II.        New Trial

            A district court has the discretion to grant a new trial and that decision will not be overturned absent an abuse of discretion.  Navarre v. S. Washington County Schs., 633 N.W.2d 40, 49 (Minn. App. 2001), review denied (Minn. Nov. 13, 2001).  A de novo standard of review applies if a district court grants a new trial because of an error of law.  Id.

            Regardless of whether a de novo standard of review or an abuse of discretion standard of review applies to the present case, the district court’s grant of a new trial was improper because Knuth provided competent evidence to support her theory of the case. 

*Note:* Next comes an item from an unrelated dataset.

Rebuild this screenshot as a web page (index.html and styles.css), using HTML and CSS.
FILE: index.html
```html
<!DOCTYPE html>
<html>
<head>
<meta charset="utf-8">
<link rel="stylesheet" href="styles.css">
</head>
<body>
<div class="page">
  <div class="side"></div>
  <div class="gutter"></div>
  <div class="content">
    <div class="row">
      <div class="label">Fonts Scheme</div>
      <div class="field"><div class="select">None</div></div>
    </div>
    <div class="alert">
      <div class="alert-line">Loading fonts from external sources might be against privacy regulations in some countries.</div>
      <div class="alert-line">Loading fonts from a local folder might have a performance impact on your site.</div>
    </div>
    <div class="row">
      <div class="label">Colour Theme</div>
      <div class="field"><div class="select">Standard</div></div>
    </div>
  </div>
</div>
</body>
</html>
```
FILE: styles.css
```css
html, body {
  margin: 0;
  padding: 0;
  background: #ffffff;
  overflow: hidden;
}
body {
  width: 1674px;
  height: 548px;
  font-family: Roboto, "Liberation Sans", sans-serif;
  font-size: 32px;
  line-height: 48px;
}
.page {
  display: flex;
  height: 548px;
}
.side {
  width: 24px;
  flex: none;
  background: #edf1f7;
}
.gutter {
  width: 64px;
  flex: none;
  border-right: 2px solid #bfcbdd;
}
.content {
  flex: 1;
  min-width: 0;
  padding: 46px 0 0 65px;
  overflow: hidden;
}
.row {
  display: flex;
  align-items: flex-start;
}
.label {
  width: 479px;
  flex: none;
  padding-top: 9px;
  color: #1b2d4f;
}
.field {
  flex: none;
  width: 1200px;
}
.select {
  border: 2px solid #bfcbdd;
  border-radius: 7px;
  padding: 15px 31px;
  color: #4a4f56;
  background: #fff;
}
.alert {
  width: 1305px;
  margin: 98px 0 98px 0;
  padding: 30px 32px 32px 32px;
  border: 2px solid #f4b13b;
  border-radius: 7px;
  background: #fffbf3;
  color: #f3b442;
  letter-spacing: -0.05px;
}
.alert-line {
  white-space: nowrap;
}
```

ECC argues that a new trial is appropriate if the court reverses the district court’s grant of JNOV because (1) the evidence, especially Dr. Pfortmiller’s testimony, does not adequately support the negligence verdict and (2) a new trial is required to resolve the issue of causation. 

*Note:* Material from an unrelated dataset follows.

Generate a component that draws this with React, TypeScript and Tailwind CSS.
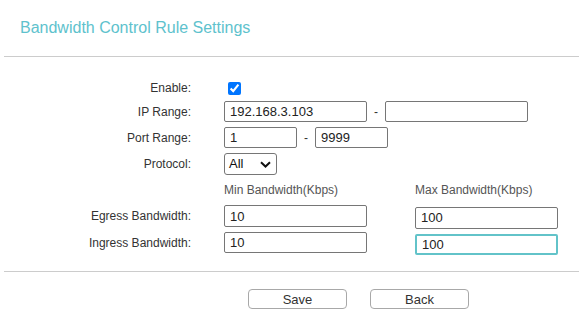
import React from "react";

const font = { fontFamily: '"Liberation Sans", Arial, sans-serif' };

function Label({ children }: { children: React.ReactNode }) {
  return <div className="w-[191px] shrink-0 text-right text-[12px] text-[#333]">{children}</div>;
}

function TextBox({ value, w, focused }: { value: string; w: string; focused?: boolean }) {
  return (
    <input
      type="text"
      defaultValue={value}
      className={
        "h-full rounded-[2px] bg-white px-[5px] text-[13px] text-[#222] outline-none " +
        w +
        (focused ? " border-2 border-[#62c3c9] px-[4px]" : " border border-[#767676]")
      }
    />
  );
}

export default function App() {
  return (
    <div className="h-[332px] w-[579px] bg-white" style={font}>
      <div className="flex h-[56px] items-center pl-[20px] text-[16px] text-[#5ec2cd]">
        Bandwidth Control Rule Settings
      </div>
      <div className="ml-[4px] h-px bg-[#cccccc]" />

      {/* Enable */}
      <div className="mt-[23px] flex h-[16px] items-center">
        <Label>Enable:</Label>
        <div className="ml-[33px] flex items-center">
          <input type="checkbox" defaultChecked className="ml-[4px] h-[13px] w-[13px]" />
        </div>
      </div>

      {/* IP Range */}
      <div className="mt-[5px] flex h-[21px] items-center">
        <Label>IP Range:</Label>
        <div className="ml-[33px] flex h-full items-center">
          <TextBox value="192.168.3.103" w="w-[143px]" />
          <span className="w-[18px] text-center text-[12px] text-[#333]">-</span>
          <TextBox value="" w="w-[143px]" />
        </div>
      </div>

      {/* Port Range */}
      <div className="mt-[5px] flex h-[21px] items-center">
        <Label>Port Range:</Label>
        <div className="ml-[33px] flex h-full items-center">
          <TextBox value="1" w="w-[73px]" />
          <span className="w-[18px] text-center text-[12px] text-[#333]">-</span>
          <TextBox value="9999" w="w-[73px]" />
        </div>
      </div>

      {/* Protocol */}
      <div className="mt-[5px] flex h-[22px] items-center">
        <Label>Protocol:</Label>
        <div className="ml-[33px] flex h-full w-[53px] items-center justify-between rounded-[3px] border border-[#767676] pl-[4px] pr-[4px] text-[13px] text-[#111]">
          <span>All</span>
          <svg width="11" height="7" viewBox="0 0 11 7" className="mr-[1px]">
            <path d="M1 1.2 L5.5 5.5 L10 1.2" fill="none" stroke="#111" strokeWidth="2" />
          </svg>
        </div>
      </div>

      {/* Bandwidth header */}
      <div className="flex h-[30px] items-center text-[12px] text-[#555]">
        <div className="ml-[224px] w-[143px]">Min Bandwidth(Kbps)</div>
        <div className="ml-[48px]">Max Bandwidth(Kbps)</div>
      </div>

      {/* Egress */}
      <div className="flex h-[22px] items-center">
        <Label>Egress Bandwidth:</Label>
        <div className="ml-[33px] flex h-full items-center">
          <TextBox value="10" w="w-[143px]" />
          <div className="ml-[48px] h-full">
            <TextBox value="100" w="w-[143px]" />
          </div>
        </div>
      </div>

      {/* Ingress */}
      <div className="mt-[5px] flex h-[21px] items-center">
        <Label>Ingress Bandwidth:</Label>
        <div className="ml-[33px] flex h-full items-center">
          <TextBox value="10" w="w-[143px]" />
          <div className="ml-[48px] h-full">
            <TextBox value="100" w="w-[143px]" focused />
          </div>
        </div>
      </div>

      <div className="ml-[4px] mt-[18px] h-px bg-[#cccccc]" />

      <div className="mt-[17px] flex gap-[23px] pl-[248px]">
        <button className="h-[20px] w-[99px] rounded-[4px] border border-[#a8a8a8] bg-white text-[13px] text-[#333]">
          Save
        </button>
        <button className="h-[20px] w-[99px] rounded-[4px] border border-[#a8a8a8] bg-white text-[13px] text-[#333]">
          Back
        </button>
      </div>
    </div>
  );
}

Minn. R. Civ. P. 59.01 provides for grant of a new trial.  A district court’s ability to order a new trial must be “exercised with caution” but a reviewing court “will usually defer to the exercise of that authority by the trial court.”  Lamb, 333 N.W.2d at 856 (citations omitted).  A new trial may be granted by a district court only if

the verdict is so contrary to the preponderance of the evidence as to imply that the jury failed to consider all the evidence or acted under some mistake or from some improper motive, bias, feeling or caprice, instead of honestly and dispassionately exercising its judgment. 

 

Lamb, 333 N.W.2d at 855-56. 

            The district court ordered a new trial primarily because it noted that Knuth’s medical negligence case “relied entirely” on Dr. Pfortmiller’s testimony and determined that Dr. Pfortmiller’s testimony was (1) “grossly inadequate” with regard to the standard of care; (2) vague with regard to the deviation from the standard of care; and (3) “serious[ly] flaw[ed]” with regard to causation.  The district court’s rationale is without merit.  The jury’s verdict was not so contrary to the preponderance of the evidence to imply that the jury did not evaluate all the evidence.  See id.  Instead, the verdict is supported by competent evidence and, therefore, the district court both erred and abused its discretion by granting ECC a new trial. 

             The district court improperly made credibility determinations about Dr. Pfortmiller’s testimony when it found that his testimony is unreliable.   The district court failed to recognize that it is the jury and not the district court that must pass on the expert’s credibility.  See Riewe v. Arnesen, 381 N.W.2d 448, 459 (Minn. App. 1986), review denied (Minn. Mar. 27, 1986) (stating that the value of expert’s testimony is a question for the jury).  Dr. Pfortmiller provided adequate testimony to establish by a preponderance of the evidence that the ECC physicians and nurse practitioner were negligent when they treated Cheryl Knuth on four separate occasions.  Because Dr. Pfortmiller provided sufficient testimony to support a negligence finding, the district court erred and abused its discretion by contending that the testimony was inadequate and by ordering a new trial.

D E C I S I O N

            The district court erred by granting ECC’s motion for JNOV based on its evaluation of the reliability of Knuth’s expert witness.  The evidence of the standard of care, departure from the standard of care, causation and damages supports the verdict. 

            Reversed.

                                                                                    Dated:  May 6, 2002



[1] Tina M. Knuth is the trustee for and daughter of decedent Cheryl Rae Knuth.

[2] Dr. Pfortmiller testified that two tests are readily available to emergency room physicians to rule out cardiac etiology including an E.K.G. and blood tests for cardiac enzymes.